Approach to Lifelong Learning
Jeff Cobb: [00:28:24] We’re all about learning here at Leading Learning, obviously. That’s the name of the podcast. And, because of that, we always like to ask guests who come on the show about their own approach to lifelong learning. And I know you think of yourself as a lifelong learner. I know you are a lifelong learner. So what are some of your specific habits, practices, sources for continuing to grow professionally and personally, for that matter?

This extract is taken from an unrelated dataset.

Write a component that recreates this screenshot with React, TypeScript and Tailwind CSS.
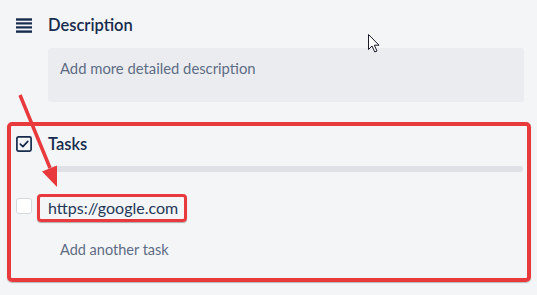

Melanie Deziel: [00:28:48] I am a huge audiobook nerd. That is my number-one source of learning probably because I’ve got a little one. I’m on the go, and so the amount of time I have in the car, on a plane, wherever, is much better, and I’m able to get a lot more reading done that way. So the way to my heart is usually through Audible or the Libby app. This is another one I love to tell people about. Your library likely has a relationship with the app called Libby, where you can rent audiobooks for free from your library, just like you would with a physical book. Those are my go-tos: Audible and Libby. And the other thing is I have a really firm policy that, if you are not getting new intake, you cannot create new output. And so, for me, I try really hard to force myself outside of typical genres. Even if I read every business book in the world, I’m still going to be missing so much broader context for humans and psychology and interpersonal relationships and history. I feel really strongly about going outside the algorithm when you can and trying to consume, whether it’s music, movies, TV, books, whatever that’s outside of where your comfort zone is because you get so much better outside context when you’re mixing in new ingredients. So those are some of my go-tos for my approach to learning.
Celisa Steele: [00:30:10] Melanie Deziel is a keynote speaker, co-author of Prove It: Exactly How Modern Marketers Earn Trust, co-founder of the Creator Kitchen mastermind, and a generally savvy thinker and content creator.